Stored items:
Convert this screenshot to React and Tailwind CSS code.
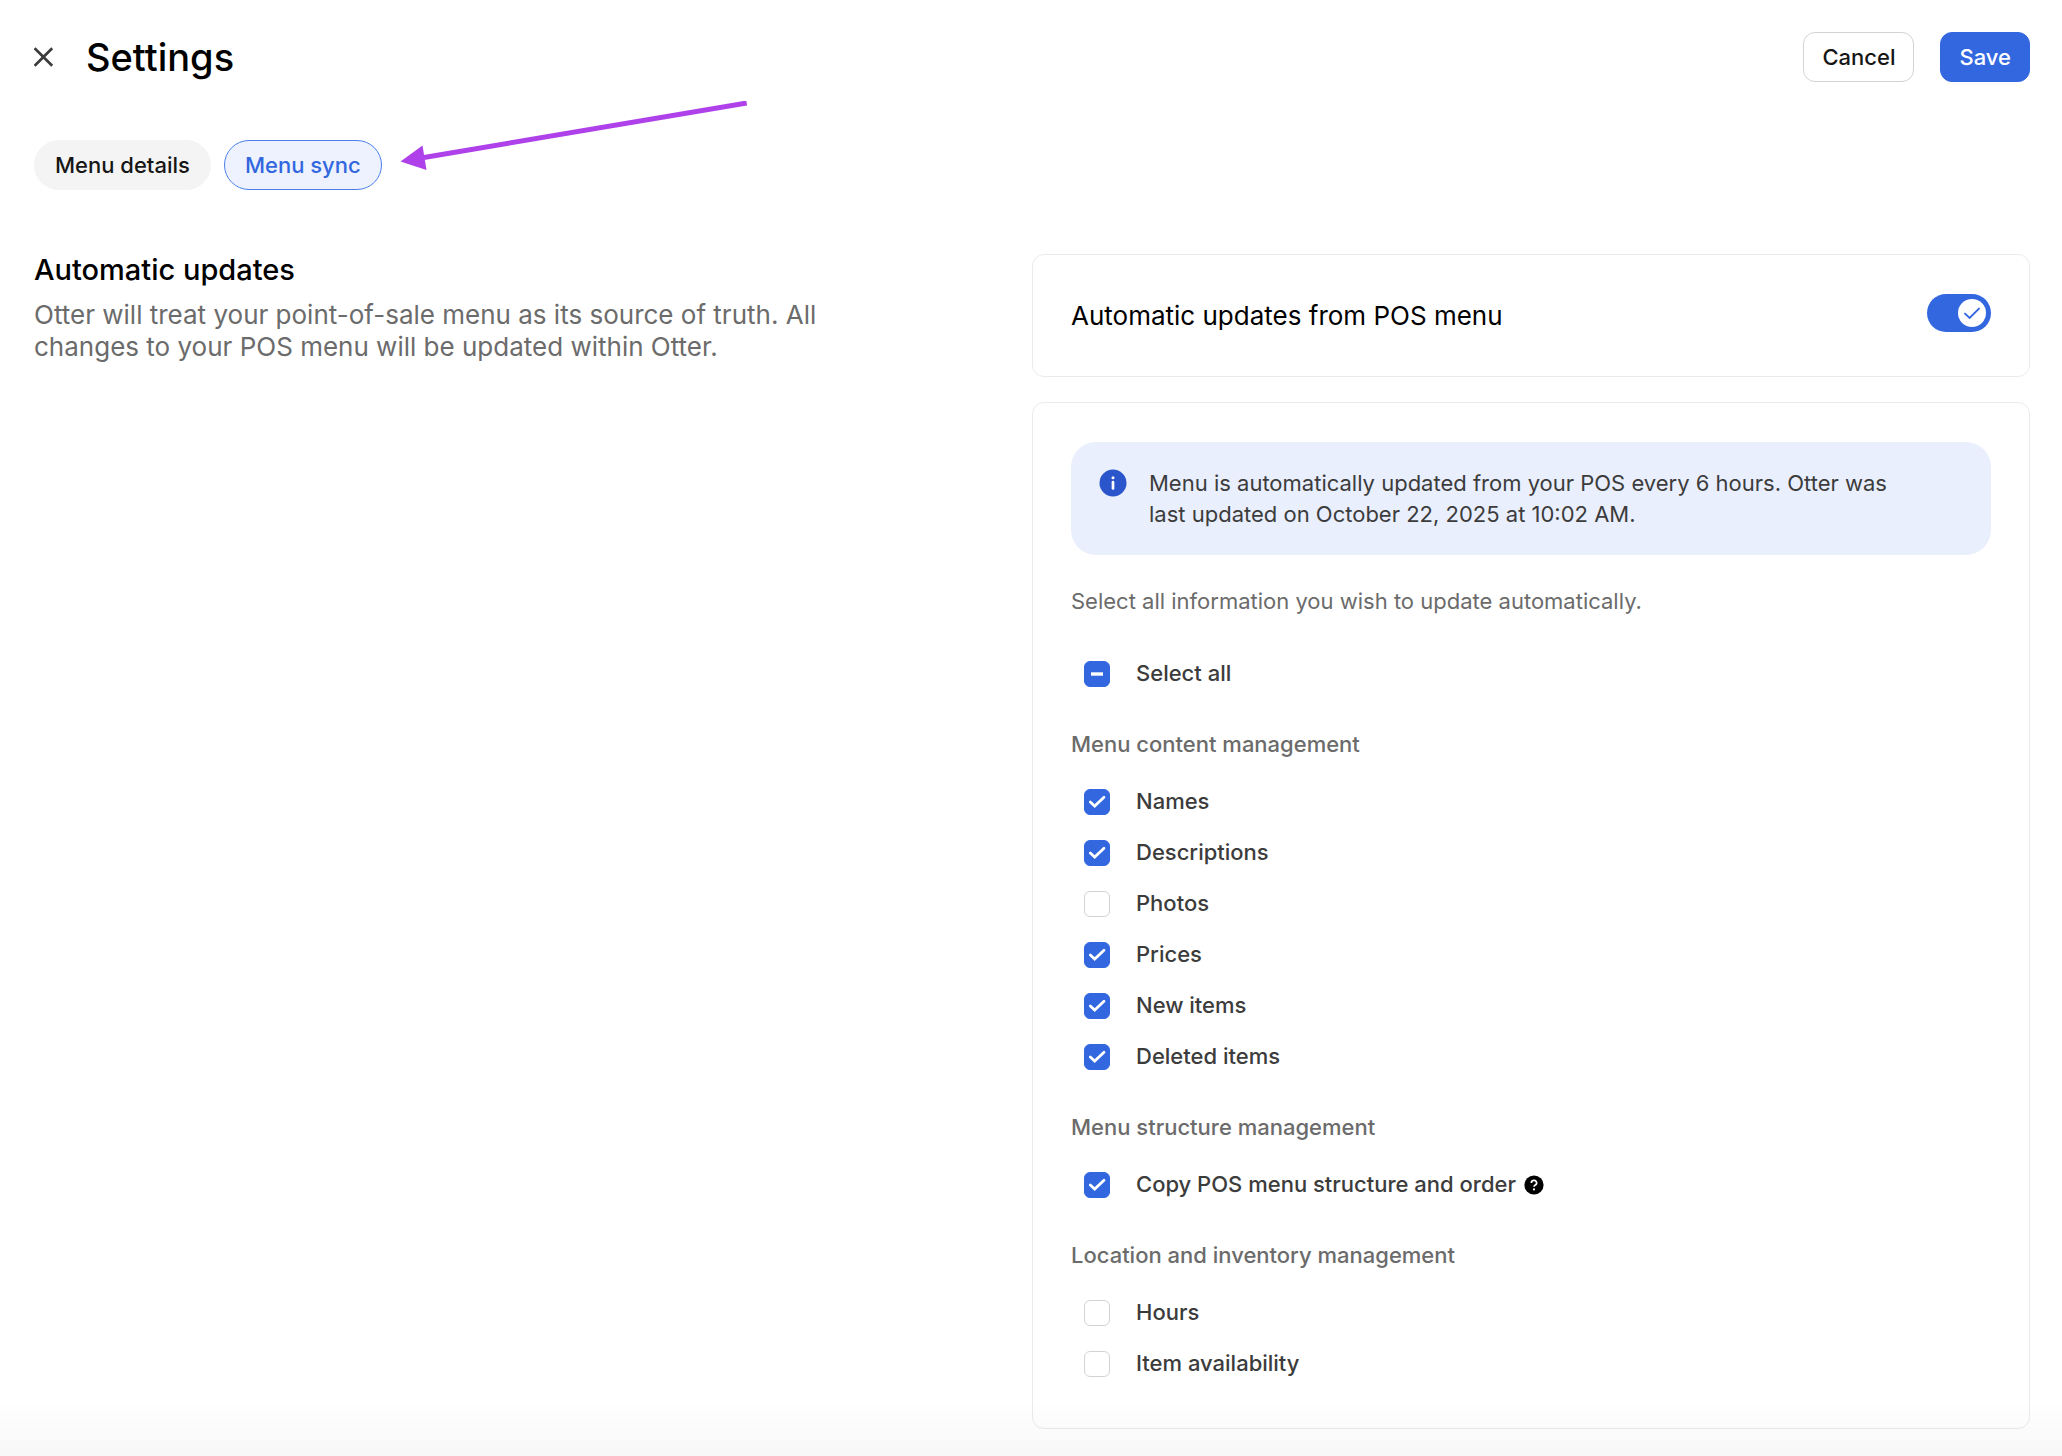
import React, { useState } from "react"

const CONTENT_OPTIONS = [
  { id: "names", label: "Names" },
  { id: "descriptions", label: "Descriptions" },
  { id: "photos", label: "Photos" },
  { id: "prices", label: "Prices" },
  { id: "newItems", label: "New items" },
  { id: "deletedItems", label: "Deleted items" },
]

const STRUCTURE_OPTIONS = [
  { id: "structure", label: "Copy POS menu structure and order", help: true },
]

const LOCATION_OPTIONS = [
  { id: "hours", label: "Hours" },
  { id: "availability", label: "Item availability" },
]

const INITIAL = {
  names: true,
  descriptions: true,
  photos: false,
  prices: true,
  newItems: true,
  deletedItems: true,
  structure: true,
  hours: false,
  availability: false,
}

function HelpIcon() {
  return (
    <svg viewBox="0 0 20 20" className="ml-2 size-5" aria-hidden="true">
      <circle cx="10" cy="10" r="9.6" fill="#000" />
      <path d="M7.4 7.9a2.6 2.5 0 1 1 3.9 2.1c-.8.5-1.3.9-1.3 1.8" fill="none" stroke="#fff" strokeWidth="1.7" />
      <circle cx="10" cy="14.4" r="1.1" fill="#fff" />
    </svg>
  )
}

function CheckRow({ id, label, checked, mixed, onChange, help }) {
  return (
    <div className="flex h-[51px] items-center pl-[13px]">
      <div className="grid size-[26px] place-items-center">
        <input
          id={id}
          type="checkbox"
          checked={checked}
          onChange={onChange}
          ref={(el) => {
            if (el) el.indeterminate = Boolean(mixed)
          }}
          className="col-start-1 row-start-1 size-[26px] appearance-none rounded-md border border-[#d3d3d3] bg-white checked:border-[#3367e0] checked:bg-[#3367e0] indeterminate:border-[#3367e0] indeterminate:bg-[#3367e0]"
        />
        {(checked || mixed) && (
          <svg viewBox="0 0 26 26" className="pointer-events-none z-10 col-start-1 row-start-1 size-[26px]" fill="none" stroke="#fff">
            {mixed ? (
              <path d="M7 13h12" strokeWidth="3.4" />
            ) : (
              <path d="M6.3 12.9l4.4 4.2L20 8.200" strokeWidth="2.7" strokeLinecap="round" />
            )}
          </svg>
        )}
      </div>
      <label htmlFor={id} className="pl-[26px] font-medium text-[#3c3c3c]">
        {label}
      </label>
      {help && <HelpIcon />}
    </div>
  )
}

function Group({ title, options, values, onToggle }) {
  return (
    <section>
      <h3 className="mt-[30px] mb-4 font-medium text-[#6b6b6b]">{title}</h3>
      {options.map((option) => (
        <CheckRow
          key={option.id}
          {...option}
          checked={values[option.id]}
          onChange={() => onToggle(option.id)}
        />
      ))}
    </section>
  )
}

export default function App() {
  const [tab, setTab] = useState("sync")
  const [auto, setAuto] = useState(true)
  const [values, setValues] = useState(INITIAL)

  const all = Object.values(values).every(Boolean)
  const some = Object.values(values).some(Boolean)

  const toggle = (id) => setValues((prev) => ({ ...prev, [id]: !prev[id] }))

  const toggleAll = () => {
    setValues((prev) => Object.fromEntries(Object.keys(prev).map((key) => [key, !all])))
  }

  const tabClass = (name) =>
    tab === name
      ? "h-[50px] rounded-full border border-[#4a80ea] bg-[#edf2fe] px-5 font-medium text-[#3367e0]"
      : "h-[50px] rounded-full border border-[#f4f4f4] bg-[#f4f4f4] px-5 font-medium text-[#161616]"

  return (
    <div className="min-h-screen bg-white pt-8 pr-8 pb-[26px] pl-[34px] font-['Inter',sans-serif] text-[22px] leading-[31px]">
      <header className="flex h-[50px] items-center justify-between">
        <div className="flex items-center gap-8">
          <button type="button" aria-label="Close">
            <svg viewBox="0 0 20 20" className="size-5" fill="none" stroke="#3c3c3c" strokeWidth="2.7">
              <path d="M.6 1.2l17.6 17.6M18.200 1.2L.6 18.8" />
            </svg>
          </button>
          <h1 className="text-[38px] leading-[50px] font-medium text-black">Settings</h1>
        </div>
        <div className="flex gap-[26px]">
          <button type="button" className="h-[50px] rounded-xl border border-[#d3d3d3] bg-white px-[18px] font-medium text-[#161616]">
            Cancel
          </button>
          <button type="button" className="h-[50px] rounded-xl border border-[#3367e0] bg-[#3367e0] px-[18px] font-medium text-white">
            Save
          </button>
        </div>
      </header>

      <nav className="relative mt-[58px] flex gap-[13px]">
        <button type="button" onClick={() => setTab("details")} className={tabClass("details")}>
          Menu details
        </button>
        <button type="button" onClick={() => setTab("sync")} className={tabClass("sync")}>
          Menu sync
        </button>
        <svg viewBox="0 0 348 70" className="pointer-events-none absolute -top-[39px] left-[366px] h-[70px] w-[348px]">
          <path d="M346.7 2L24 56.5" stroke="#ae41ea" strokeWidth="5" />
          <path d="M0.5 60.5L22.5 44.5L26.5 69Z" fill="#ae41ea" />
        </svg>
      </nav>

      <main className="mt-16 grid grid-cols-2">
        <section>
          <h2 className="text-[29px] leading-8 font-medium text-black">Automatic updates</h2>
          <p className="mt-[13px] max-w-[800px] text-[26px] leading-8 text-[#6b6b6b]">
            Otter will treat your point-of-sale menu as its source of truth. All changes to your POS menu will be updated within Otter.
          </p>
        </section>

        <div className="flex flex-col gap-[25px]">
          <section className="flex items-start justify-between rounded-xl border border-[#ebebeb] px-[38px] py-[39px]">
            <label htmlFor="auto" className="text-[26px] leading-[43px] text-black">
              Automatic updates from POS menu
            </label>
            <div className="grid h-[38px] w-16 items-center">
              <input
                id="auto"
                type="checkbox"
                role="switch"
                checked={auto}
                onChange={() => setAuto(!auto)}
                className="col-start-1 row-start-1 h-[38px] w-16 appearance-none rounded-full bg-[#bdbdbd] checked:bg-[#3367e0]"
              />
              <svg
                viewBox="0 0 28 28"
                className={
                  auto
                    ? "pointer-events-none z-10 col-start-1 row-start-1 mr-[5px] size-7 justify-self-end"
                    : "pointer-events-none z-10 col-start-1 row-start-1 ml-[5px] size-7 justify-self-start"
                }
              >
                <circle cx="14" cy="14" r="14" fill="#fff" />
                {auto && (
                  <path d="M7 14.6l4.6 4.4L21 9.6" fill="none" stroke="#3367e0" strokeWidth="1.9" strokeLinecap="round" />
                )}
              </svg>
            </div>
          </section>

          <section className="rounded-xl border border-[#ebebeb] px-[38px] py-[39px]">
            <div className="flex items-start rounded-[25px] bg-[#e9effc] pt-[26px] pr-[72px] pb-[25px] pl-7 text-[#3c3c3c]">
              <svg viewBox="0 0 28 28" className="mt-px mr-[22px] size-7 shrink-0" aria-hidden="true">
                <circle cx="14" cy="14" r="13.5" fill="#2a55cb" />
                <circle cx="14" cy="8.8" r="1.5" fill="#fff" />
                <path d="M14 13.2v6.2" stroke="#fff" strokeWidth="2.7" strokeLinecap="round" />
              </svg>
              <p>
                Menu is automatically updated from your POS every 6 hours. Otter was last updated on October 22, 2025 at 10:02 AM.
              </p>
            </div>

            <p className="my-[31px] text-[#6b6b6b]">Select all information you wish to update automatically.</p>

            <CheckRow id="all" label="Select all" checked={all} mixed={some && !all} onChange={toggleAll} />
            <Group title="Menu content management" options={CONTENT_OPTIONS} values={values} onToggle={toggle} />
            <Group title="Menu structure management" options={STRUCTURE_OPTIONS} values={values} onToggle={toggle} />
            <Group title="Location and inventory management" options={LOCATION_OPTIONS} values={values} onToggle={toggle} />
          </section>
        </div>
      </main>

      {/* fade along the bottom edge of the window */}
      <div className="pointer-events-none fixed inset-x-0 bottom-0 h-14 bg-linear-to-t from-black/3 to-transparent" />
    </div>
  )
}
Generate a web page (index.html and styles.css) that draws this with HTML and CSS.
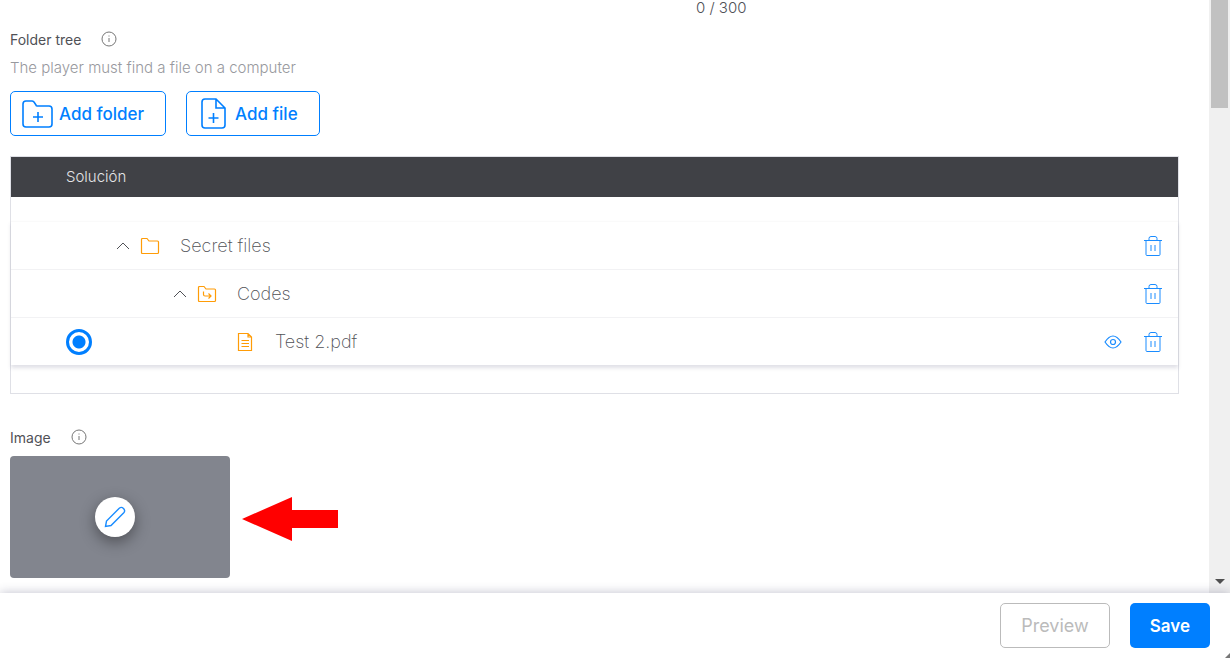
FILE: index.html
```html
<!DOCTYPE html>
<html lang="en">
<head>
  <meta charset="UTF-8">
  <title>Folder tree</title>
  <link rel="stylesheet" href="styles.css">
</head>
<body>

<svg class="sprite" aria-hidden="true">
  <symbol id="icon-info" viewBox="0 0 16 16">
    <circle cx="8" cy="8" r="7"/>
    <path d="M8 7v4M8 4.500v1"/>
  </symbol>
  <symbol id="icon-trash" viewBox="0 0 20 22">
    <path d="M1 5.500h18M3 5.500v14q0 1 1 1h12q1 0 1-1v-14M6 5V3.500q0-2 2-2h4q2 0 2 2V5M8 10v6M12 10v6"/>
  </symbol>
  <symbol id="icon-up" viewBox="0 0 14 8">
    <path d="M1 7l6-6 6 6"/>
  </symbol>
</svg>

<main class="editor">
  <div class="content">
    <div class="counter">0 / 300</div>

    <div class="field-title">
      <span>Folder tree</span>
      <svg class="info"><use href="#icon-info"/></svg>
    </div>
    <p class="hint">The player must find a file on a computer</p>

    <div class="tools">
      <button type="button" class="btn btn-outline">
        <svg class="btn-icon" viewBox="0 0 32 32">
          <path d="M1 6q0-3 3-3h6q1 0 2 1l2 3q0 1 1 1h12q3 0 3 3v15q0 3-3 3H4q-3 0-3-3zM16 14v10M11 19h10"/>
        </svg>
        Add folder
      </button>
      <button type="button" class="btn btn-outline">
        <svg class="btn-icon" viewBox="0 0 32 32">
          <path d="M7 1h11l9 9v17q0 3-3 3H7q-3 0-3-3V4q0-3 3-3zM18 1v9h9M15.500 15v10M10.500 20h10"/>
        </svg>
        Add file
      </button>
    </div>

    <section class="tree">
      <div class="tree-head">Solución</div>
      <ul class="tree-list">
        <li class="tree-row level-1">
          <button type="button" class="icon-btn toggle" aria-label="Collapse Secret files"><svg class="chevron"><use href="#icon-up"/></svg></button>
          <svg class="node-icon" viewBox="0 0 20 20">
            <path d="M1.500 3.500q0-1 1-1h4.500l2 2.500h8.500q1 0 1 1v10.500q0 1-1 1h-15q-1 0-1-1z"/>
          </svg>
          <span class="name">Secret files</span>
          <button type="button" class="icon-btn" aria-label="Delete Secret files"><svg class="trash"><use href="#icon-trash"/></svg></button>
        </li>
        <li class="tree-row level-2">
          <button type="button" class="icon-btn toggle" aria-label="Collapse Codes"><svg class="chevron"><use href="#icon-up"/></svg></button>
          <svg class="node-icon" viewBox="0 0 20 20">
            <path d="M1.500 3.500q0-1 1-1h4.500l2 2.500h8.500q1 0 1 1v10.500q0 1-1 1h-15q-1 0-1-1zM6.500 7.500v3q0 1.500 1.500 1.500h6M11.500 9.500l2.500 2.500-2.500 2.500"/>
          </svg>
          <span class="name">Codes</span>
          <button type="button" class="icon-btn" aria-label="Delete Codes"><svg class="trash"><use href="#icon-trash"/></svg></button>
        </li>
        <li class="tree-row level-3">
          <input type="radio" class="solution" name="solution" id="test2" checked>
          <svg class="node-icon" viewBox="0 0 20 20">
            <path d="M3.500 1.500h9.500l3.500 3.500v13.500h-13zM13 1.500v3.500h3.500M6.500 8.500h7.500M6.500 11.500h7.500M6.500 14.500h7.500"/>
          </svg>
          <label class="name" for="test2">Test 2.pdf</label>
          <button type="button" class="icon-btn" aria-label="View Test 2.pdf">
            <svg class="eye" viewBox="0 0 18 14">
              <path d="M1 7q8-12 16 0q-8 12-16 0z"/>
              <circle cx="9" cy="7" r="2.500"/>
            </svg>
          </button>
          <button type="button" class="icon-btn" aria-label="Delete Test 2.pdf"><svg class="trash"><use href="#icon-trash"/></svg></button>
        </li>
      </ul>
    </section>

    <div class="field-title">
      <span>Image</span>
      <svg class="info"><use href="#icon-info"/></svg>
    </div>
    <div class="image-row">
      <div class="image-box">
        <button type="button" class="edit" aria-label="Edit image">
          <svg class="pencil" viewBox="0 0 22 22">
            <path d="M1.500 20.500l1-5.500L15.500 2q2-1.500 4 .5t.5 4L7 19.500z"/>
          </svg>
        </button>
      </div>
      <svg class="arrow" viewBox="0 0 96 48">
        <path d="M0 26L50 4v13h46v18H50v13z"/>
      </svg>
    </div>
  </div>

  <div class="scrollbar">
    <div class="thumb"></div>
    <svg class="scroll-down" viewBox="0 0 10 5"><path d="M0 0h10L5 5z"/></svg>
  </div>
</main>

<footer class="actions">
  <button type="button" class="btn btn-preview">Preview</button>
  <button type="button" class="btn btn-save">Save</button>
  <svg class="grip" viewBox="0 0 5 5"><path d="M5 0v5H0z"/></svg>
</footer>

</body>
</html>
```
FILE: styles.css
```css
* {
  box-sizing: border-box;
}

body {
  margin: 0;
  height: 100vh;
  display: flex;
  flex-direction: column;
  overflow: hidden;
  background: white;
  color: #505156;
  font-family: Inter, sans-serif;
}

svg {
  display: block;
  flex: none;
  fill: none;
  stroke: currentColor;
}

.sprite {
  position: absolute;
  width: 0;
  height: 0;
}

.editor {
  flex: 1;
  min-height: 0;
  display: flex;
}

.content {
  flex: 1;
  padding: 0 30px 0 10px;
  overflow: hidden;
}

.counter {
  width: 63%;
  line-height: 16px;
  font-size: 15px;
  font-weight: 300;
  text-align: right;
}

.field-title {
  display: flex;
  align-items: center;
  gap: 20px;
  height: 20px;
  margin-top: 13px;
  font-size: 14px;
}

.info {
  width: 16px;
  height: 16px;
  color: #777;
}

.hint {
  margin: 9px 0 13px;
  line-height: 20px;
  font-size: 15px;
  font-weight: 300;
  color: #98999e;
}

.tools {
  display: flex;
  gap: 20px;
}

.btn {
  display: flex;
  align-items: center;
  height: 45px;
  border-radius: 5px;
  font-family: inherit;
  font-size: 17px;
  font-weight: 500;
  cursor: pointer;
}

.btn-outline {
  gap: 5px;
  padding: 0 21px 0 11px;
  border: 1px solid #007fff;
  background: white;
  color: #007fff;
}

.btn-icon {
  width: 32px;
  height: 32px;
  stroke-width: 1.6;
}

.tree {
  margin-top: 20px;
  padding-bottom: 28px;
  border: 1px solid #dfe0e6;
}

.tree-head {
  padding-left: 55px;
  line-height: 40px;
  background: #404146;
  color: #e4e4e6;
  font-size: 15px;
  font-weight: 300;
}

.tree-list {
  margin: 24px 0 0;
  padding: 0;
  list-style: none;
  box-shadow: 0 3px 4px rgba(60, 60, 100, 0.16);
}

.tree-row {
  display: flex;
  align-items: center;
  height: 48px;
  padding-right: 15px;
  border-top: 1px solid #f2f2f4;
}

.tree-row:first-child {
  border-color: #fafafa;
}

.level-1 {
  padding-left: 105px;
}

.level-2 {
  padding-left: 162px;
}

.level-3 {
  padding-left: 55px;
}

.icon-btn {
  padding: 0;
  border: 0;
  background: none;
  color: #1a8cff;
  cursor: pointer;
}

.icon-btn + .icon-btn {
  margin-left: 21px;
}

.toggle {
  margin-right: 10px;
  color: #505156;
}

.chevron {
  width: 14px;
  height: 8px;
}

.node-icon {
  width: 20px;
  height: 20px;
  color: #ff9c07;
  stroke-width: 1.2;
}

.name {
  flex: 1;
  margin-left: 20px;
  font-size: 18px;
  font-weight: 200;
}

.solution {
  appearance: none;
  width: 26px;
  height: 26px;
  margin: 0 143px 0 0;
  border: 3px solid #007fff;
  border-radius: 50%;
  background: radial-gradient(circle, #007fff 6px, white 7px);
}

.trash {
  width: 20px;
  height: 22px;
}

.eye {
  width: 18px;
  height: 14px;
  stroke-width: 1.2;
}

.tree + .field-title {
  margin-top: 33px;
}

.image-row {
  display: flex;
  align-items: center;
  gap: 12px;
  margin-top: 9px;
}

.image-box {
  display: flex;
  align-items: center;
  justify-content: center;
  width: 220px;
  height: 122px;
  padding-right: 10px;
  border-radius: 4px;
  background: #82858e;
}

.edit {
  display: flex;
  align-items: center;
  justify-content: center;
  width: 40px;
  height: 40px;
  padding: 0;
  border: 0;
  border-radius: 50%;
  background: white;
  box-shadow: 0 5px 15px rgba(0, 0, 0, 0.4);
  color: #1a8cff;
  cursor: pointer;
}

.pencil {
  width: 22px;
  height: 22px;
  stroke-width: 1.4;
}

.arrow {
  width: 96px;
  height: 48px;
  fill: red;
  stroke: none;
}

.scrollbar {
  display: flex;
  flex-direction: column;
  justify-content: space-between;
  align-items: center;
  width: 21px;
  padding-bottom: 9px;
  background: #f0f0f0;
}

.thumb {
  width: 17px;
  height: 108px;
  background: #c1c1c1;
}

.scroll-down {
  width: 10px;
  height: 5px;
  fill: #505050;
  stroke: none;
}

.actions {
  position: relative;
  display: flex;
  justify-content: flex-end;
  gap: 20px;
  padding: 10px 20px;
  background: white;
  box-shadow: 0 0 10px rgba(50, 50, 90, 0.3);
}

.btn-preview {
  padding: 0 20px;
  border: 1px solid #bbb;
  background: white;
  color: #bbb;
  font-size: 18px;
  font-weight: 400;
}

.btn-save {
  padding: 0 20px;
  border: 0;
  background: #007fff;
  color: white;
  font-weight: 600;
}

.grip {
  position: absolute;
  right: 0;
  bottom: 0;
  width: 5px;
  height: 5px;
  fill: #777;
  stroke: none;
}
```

Given exercise
Look through the entries above and report each line where the string "this" occurs.

Answer in full
Convert this screenshot to React and Tailwind CSS code.
Generate a web page (index.html and styles.css) that draws this with HTML and CSS.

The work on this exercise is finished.